Specifically these include creation of SME-syndicated loans and bond arrangements, a third party credit rating system, an SME development index and the central government working with local governments to ease the burden of regulation. These specifics reveal that, even with the massive growth of China over the last decades, its transformation from closed communist state to a functioning market economy continues to be a significant journey.

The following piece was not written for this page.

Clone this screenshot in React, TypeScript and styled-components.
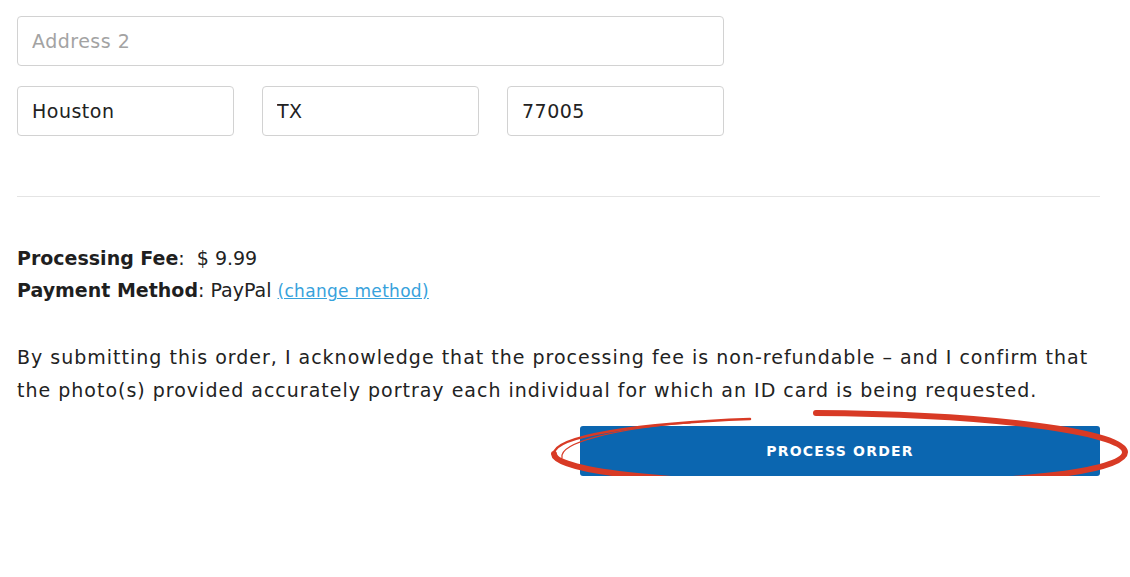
import React from 'react'
import styled, { createGlobalStyle } from 'styled-components'

const GlobalStyle = createGlobalStyle`
  html, body {
    margin: 0;
    padding: 0;
    background: #ffffff;
  }
  body {
    font-family: 'DejaVu Sans', Inter, sans-serif;
    color: #222222;
  }
`

const Page = styled.div`
  width: 1083px;
  padding: 16px 0 0 17px;
  display: flex;
  flex-direction: column;
`

const AddressBlock = styled.div`
  width: 707px;
  display: flex;
  flex-direction: column;
  gap: 20px;
`

const CityRow = styled.div`
  display: grid;
  grid-template-columns: repeat(3, 1fr);
  gap: 28px;
`

const Field = styled.input`
  box-sizing: border-box;
  width: 100%;
  height: 50px;
  padding: 0 14px;
  border: 1px solid #d2d2d2;
  border-radius: 4px;
  font-family: inherit;
  font-size: 19px;
  letter-spacing: 0.5px;
  color: #222222;
  background: #ffffff;
  outline: none;

  &::placeholder {
    color: #a3a3a3;
  }
`

const Divider = styled.hr`
  width: 100%;
  margin: 60px 0 0;
  border: none;
  border-top: 1px solid #e4e4e4;
`

const Summary = styled.div`
  margin-top: 45px;
  display: flex;
  flex-direction: column;
  font-size: 19px;
  line-height: 32px;
`

const Label = styled.strong`
  font-weight: 700;
  color: #1f1f1f;
`

const Value = styled.span<{ $gap?: number }>`
  margin-left: ${(p) => p.$gap ?? 0}px;
`

const Link = styled.a`
  color: #37a2dc;
  text-decoration: underline;
  font-size: 17px;
  letter-spacing: 0.3px;
  cursor: pointer;
`

const Notice = styled.p`
  margin: 34px 0 0;
  font-size: 19px;
  line-height: 33px;
  letter-spacing: 1px;
  color: #222222;
`

const ActionRow = styled.div`
  margin-top: 19px;
  display: flex;
  justify-content: flex-end;
`

const ButtonWrap = styled.div`
  position: relative;
  width: 520px;
  height: 50px;
`

const SubmitButton = styled.button`
  display: block;
  width: 100%;
  height: 50px;
  border: none;
  border-radius: 3px;
  background: #0b66b0;
  color: #ffffff;
  font-family: inherit;
  font-size: 14px;
  font-weight: 700;
  letter-spacing: 1.2px;
  cursor: pointer;
`

const Scribble = styled.svg`
  position: absolute;
  left: -30px;
  top: -18px;
  width: 580px;
  height: 86px;
  overflow: visible;
  pointer-events: none;
`

// hand-drawn red ring around the submit button
const CircleMark = () => (
  <Scribble viewBox="-30 -18 580 86">
    <path
      d="M 236 -13 C 410 -12, 544 6, 545 26 C 546 46, 430 58.5, 262 58.5 C 100 58.5, -25 46, -26 28"
      fill="none"
      stroke="#d83a25"
      strokeWidth={6}
      strokeLinecap="round"
    />
    <path
      d="M 420 54.5 C 370 57.5, 320 58.5, 262 58.5 C 200 58.5, 150 57.5, 110 55.5"
      fill="none"
      stroke="#d83a25"
      strokeWidth={8}
      strokeLinecap="round"
    />
    <path
      d="M -26 28 C -27 10, 60 -3, 170 -7"
      fill="none"
      stroke="#d83a25"
      strokeWidth={2.5}
      strokeLinecap="round"
    />
    <path
      d="M -18 32 C -22 16, 40 2, 110 -3"
      fill="none"
      stroke="#d83a25"
      strokeWidth={1.2}
      strokeLinecap="round"
    />
  </Scribble>
)

export default function App() {
  return (
    <>
      <GlobalStyle />
      <Page>
        <AddressBlock>
          <Field placeholder="Address 2" />
          <CityRow>
            <Field defaultValue="Houston" />
            <Field defaultValue="TX" />
            <Field defaultValue="77005" />
          </CityRow>
        </AddressBlock>

        <Divider />

        <Summary>
          <div>
            <Label>Processing Fee</Label>:<Value $gap={12}>$ 9.99</Value>
          </div>
          <div>
            <Label>Payment Method</Label>: PayPal <Link>(change method)</Link>
          </div>
        </Summary>

        <Notice>
          By submitting this order, I acknowledge that the processing fee is non-refundable – and I confirm that
          the photo(s) provided accurately portray each individual for which an ID card is being requested.
        </Notice>

        <ActionRow>
          <ButtonWrap>
            <SubmitButton>PROCESS ORDER</SubmitButton>
            <CircleMark />
          </ButtonWrap>
        </ActionRow>
      </Page>
    </>
  )
}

Perhaps the message to those who express caution about China’s leaders overstating their reform intent is this: we need to remember that the sheer size of China means that reform programmes take a long time to travel throughout the economy.
Comments
Ron Hayward commented on 02-Dec-2013 11:13 AM
As someone who has worked for Chinese businessmen in SEAsia in the 70's and 80's I would say that one of the most significant economic drivers is the worldwide but especially SEAsian Chinese community in each country which is at the forefront of their adopted countries business. There extended family and work ethic together with the recycling of their older family members into continued but changing work within the family business has great social benefits in terms of the aging population, the cost of health. We owe it to our children but especially grandchildren to keep working and contribute because the old saying of with age comes wisdom is not to be forgotten in todays "give me" society.